** Begin Data segment **
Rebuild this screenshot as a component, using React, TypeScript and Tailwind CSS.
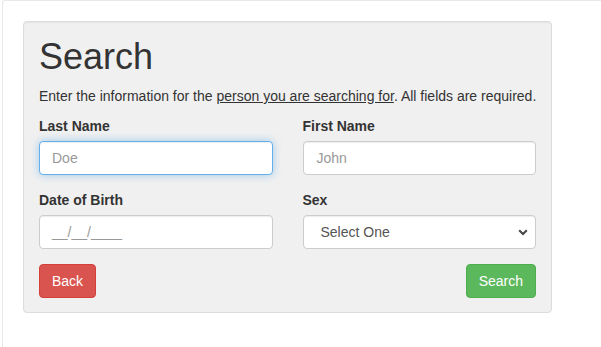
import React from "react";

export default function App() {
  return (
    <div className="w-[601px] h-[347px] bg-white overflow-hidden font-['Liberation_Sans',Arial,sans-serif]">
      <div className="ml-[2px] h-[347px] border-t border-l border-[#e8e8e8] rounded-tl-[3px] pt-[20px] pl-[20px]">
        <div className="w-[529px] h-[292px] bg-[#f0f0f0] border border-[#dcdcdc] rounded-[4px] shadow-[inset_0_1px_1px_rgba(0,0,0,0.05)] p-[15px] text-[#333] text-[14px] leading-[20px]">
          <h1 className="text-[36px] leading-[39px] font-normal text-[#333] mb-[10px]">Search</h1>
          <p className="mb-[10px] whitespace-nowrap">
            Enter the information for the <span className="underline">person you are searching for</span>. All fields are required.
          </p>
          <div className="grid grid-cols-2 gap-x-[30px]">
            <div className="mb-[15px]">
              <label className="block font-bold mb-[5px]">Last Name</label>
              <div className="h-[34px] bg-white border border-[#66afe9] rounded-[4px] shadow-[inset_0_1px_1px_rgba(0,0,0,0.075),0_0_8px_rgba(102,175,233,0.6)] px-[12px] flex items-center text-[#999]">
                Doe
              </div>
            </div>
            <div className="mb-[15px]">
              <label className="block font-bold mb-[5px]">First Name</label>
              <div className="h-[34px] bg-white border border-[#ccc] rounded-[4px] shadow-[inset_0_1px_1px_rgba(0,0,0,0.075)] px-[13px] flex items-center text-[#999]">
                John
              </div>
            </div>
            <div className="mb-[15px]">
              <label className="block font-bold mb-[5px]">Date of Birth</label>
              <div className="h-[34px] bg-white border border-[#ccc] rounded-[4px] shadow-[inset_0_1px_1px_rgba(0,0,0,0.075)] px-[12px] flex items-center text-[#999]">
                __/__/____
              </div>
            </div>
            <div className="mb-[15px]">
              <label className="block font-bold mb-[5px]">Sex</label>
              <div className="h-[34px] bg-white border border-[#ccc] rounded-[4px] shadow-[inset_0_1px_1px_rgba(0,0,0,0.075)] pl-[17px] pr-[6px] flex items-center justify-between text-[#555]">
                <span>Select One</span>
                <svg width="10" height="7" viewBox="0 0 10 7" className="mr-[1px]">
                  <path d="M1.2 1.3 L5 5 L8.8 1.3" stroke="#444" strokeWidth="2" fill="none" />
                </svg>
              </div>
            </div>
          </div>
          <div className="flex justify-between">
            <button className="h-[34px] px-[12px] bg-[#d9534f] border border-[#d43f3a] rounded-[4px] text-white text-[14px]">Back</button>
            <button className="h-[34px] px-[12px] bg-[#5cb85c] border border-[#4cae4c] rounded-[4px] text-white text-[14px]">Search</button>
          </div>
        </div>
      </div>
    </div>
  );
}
** End Data segment **
- _Task to carry out_:
Repeat the material above in full and exactly, omitting the pictures.

- _Answer to the problem_:
Rebuild this screenshot as a component, using React, TypeScript and Tailwind CSS.
import React from "react";

export default function App() {
  return (
    <div className="w-[601px] h-[347px] bg-white overflow-hidden font-['Liberation_Sans',Arial,sans-serif]">
      <div className="ml-[2px] h-[347px] border-t border-l border-[#e8e8e8] rounded-tl-[3px] pt-[20px] pl-[20px]">
        <div className="w-[529px] h-[292px] bg-[#f0f0f0] border border-[#dcdcdc] rounded-[4px] shadow-[inset_0_1px_1px_rgba(0,0,0,0.05)] p-[15px] text-[#333] text-[14px] leading-[20px]">
          <h1 className="text-[36px] leading-[39px] font-normal text-[#333] mb-[10px]">Search</h1>
          <p className="mb-[10px] whitespace-nowrap">
            Enter the information for the <span className="underline">person you are searching for</span>. All fields are required.
          </p>
          <div className="grid grid-cols-2 gap-x-[30px]">
            <div className="mb-[15px]">
              <label className="block font-bold mb-[5px]">Last Name</label>
              <div className="h-[34px] bg-white border border-[#66afe9] rounded-[4px] shadow-[inset_0_1px_1px_rgba(0,0,0,0.075),0_0_8px_rgba(102,175,233,0.6)] px-[12px] flex items-center text-[#999]">
                Doe
              </div>
            </div>
            <div className="mb-[15px]">
              <label className="block font-bold mb-[5px]">First Name</label>
              <div className="h-[34px] bg-white border border-[#ccc] rounded-[4px] shadow-[inset_0_1px_1px_rgba(0,0,0,0.075)] px-[13px] flex items-center text-[#999]">
                John
              </div>
            </div>
            <div className="mb-[15px]">
              <label className="block font-bold mb-[5px]">Date of Birth</label>
              <div className="h-[34px] bg-white border border-[#ccc] rounded-[4px] shadow-[inset_0_1px_1px_rgba(0,0,0,0.075)] px-[12px] flex items-center text-[#999]">
                __/__/____
              </div>
            </div>
            <div className="mb-[15px]">
              <label className="block font-bold mb-[5px]">Sex</label>
              <div className="h-[34px] bg-white border border-[#ccc] rounded-[4px] shadow-[inset_0_1px_1px_rgba(0,0,0,0.075)] pl-[17px] pr-[6px] flex items-center justify-between text-[#555]">
                <span>Select One</span>
                <svg width="10" height="7" viewBox="0 0 10 7" className="mr-[1px]">
                  <path d="M1.2 1.3 L5 5 L8.8 1.3" stroke="#444" strokeWidth="2" fill="none" />
                </svg>
              </div>
            </div>
          </div>
          <div className="flex justify-between">
            <button className="h-[34px] px-[12px] bg-[#d9534f] border border-[#d43f3a] rounded-[4px] text-white text-[14px]">Back</button>
            <button className="h-[34px] px-[12px] bg-[#5cb85c] border border-[#4cae4c] rounded-[4px] text-white text-[14px]">Search</button>
          </div>
        </div>
      </div>
    </div>
  );
}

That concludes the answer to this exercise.